- Born: Cranford Hamilton Nix Jr. January 17, 1969 Detroit, Michigan, US
- Died: March 12, 2002 (aged 33) Berkley, Michigan, US
- Occupations: guitarist, singer, songwriter
- Known for: Lead singer of The Malakas
- Spouse: Natatia Nix
- Children: 2

= Cranford Nix =

Cranford Hamilton Nix Jr. (January 17, 1969 – March 12, 2002), also known as Crannie or Little Man, was an American guitarist, singer, and songwriter. He was the lead singer and guitarist of punk band The Malakas.

== Early life ==

Nix was born on January 17, 1969, in Detroit. His father, Cranford Nix Sr., was a one-time professional banjo player who played with Lester Flatt and Earl Scruggs. He also played banjo on The Supremes' album The Supremes Sing Country, Western and Pop.

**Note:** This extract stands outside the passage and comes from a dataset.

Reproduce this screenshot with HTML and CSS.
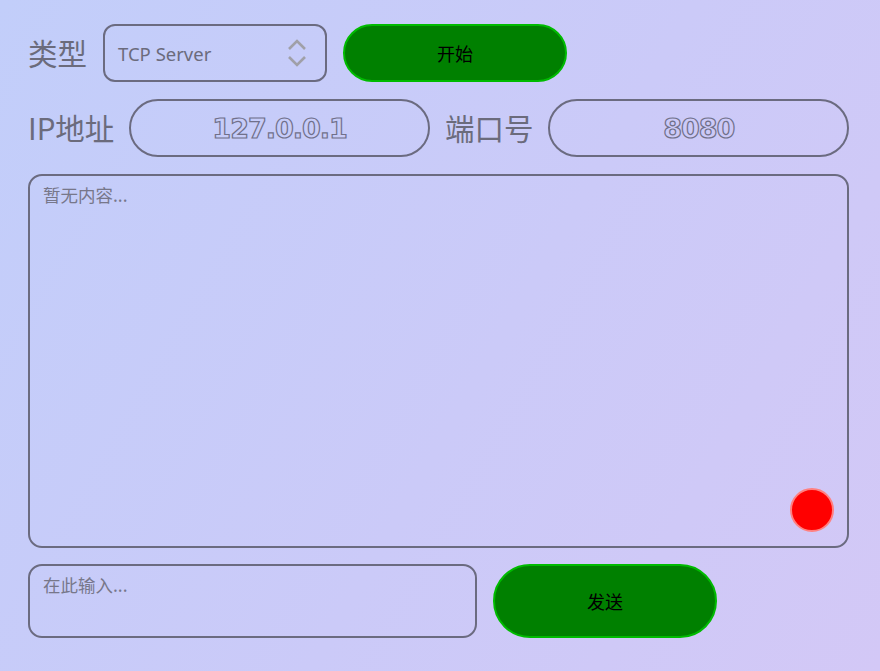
FILE: index.html
```html
<!DOCTYPE html>
<html lang="zh">
<head>
<meta charset="utf-8">
<title>TCP</title>
<link rel="stylesheet" href="styles.css">
</head>
<body>
<div class="app">
  <div class="row">
    <span class="label">类型</span>
    <div class="select">
      <span class="select-text">TCP Server</span>
      <svg class="chev" width="22" height="30" viewBox="0 0 22 30">
        <polyline points="3,11 11,3 19,11" fill="none" stroke="#a0a0a8" stroke-width="2.6"/>
        <polyline points="3,19 11,27 19,19" fill="none" stroke="#a0a0a8" stroke-width="2.6"/>
      </svg>
    </div>
    <button class="btn">开始</button>
  </div>
  <div class="row gap15">
    <span class="label">IP地址</span>
    <div class="pill-input"><span class="outline">127.0.0.1</span></div>
    <span class="label">端口号</span>
    <div class="pill-input"><span class="outline">8080</span></div>
  </div>
  <div class="log">
    <span class="placeholder">暂无内容...</span>
    <span class="dot"></span>
  </div>
  <div class="row bottom">
    <div class="send-input"><span class="placeholder">在此输入...</span></div>
    <button class="btn tall">发送</button>
  </div>
</div>
</body>
</html>
```
FILE: styles.css
```css
html, body {
  margin: 0;
  padding: 0;
  height: 100%;
}
body {
  background: linear-gradient(120deg, #c2cefa 0%, #cbcaf8 55%, #d3c8f6 100%);
  font-family: "Noto Sans CJK SC", "Noto Sans", sans-serif;
  color: #6b6b7c;
}
.app {
  width: 821px;
  padding: 24px 0 0 28px;
  display: flex;
  flex-direction: column;
  gap: 17px;
}
.row {
  display: flex;
  align-items: center;
  gap: 16px;
  height: 58px;
}
.row.gap15 {
  gap: 15px;
}
.label {
  font-size: 29.5px;
  line-height: 1;
  color: #6b6b7c;
  white-space: nowrap;
}
.select {
  box-sizing: border-box;
  width: 224px;
  height: 58px;
  border: 2px solid #6b6b80;
  border-radius: 12px;
  display: flex;
  align-items: center;
  justify-content: space-between;
  padding: 0 17px 0 13px;
}
.select-text {
  font-family: "Noto Sans", sans-serif;
  font-size: 18.5px;
  color: #6b6b7c;
}
.chev {
  display: block;
}
.btn {
  box-sizing: border-box;
  width: 224px;
  height: 58px;
  border: 2px solid #00bb00;
  border-radius: 29px;
  background: #008000;
  color: #000;
  font-family: "Noto Sans CJK SC", sans-serif;
  font-size: 18px;
  padding: 0;
}
.btn.tall {
  height: 74px;
  border-radius: 37px;
}
.pill-input {
  box-sizing: border-box;
  flex: 1;
  height: 58px;
  border: 2px solid #6b6b80;
  border-radius: 29px;
  display: flex;
  align-items: center;
  justify-content: center;
}
.outline {
  font-family: "DejaVu Sans", sans-serif;
  font-weight: bold;
  font-size: 27px;
  color: transparent;
  -webkit-text-stroke: 1.2px #70708a;
  letter-spacing: -1px;
}
.log {
  box-sizing: border-box;
  height: 374px;
  border: 2px solid #6b6b80;
  border-radius: 14px;
  position: relative;
  padding: 7px 13px;
}
.placeholder {
  font-size: 17.5px;
  line-height: 24px;
  color: #77778a;
}
.dot {
  position: absolute;
  right: 13px;
  bottom: 14px;
  box-sizing: border-box;
  width: 44px;
  height: 44px;
  border-radius: 50%;
  background: #ff0000;
  border: 2px solid #ff8080;
}
.row.bottom {
  height: 74px;
  margin-top: -1px;
}
.send-input {
  box-sizing: border-box;
  width: 449px;
  height: 74px;
  border: 2px solid #6b6b80;
  border-radius: 14px;
  padding: 7px 13px;
}
```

Nix struggled with heroin and alcohol addiction, and had been sent to rehab four times. He escaped from rehab three of those times but stayed and completed it the fourth time. His time in rehab inspired him to write his song "Cigarettes and Heroin".

== Music career ==

Nix was a member of the rockabilly garage band The Malakas, in which he was the vocalist and guitarist. Alongside him were the bassist, DJ Holman, and the drummer, Greg Crampton. They were signed with I-94 Recordings.

== Personal life ==

Nix had two children. He married Natatia Nix in the 2000s.

== Death ==

Nix was found dead of a heroin overdose by his father on March 12, 2002.